SGA president Asif Bhavnagri declined to comment on the committee’s spending plans regarding the rollover money, but Timothy Reed, director of university student commons and activities, said he knew of no immediate plans or legislation that would release funds to any specific project.
“Extra money … goes directly to something, which supports students,” Reed said. He also said rollover funds can be used for things like start-up grants for student organizations or for supplemental funds for already-existing organizations.
At their Sept. 19 weekly meeting, the SGA presented an Omnibus Spending Bill meant to decide what to do with the rollover funds. The bill is posted to Blackboard where SGA members can access it and post opinions about what the leftover money should be used for.
According to Reed, the SGA typically uses this procedure to facilitate decision-making.
“Senators should be talking to their student constituents,” Reed said.
Last year’s rollover money and funds sponsored events like the NCAA tournament trip, which covered the cost of transportation and hotel fees for 200 randomly chosen students who registered for a lottery.
“It should be beneficiary for everyone, not just a few,” VCU sophomore Natalie Tella said. “The money needs to be distributed equally.”
Reed said one way students can voice their opinions, express their concerns or show support is by attending a SGA open meeting.
“I feel like (the SGA) accepts our opinions but doesn’t acknowledge them,” Tella said. “You can listen to what we (students) say, but they don’t have to implement them.”
VCU sophomore Taylor Carmelo agreed with Tella.
“If they’re using our money, they should tell us where it’s going and how it’s benefitting us,” Carmelo said.
The SGA handles more than just student affairs; SGA handles approximately 34 percent of student activity fees. Each semester students pay $45 in activity fees which is included as a mandatory fee.

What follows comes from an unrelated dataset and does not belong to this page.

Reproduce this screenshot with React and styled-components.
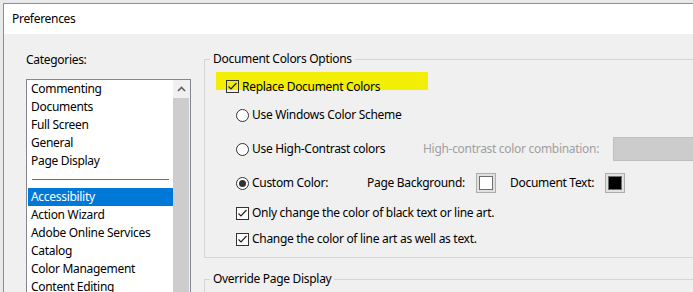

With a nearly 32,000-student body population, funds reach seven-digit figures, which are divided into four funding commissions: the SGA (more specifically, the Appropriations Committee), the Programming Commission that gets 40 percent of the funds, the Student Media Commission that gets 23 percent of funds and the Student Activity Advisory Committee that receives the last three percent.
“Each (commission) is designated a certain percentage in student activity fees to appropriate to their various groups,” Reed said.

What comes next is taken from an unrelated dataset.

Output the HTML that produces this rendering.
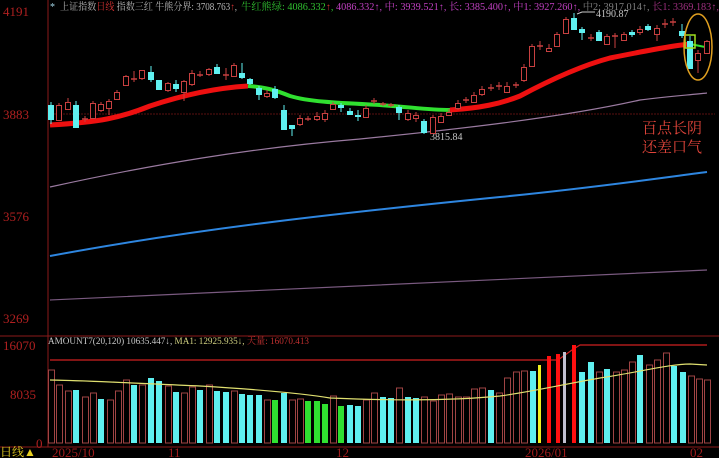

This year, VCU has an approximate student body of 31,600, meaning the four commissions have approximately $1,422,000 available to them. This means the SGA has about $483,480 available for its use through their Appropriations Committee.
The SGA operates throughout the fiscal year based on the student activity fee money. With that money, the SGA also controls how much funding other student organizations receive. Reed said funds left over at the end of the year drop into the “roll-over fund central pool.”
The 2010-2011 Student Activity Fee Projections provided by the University Student Commons Association estimated that the SGA received about $604,828 last year.
According to the SGA’s Appropriations Committee’s 2010-2011 funding results, no student organization received more than 85 percent of the funds they requested.
Student organizations requested a total of approximately 1.3 million dollars, and the SGA only awarded $465,168, or 36 percent of the total requested amount of money.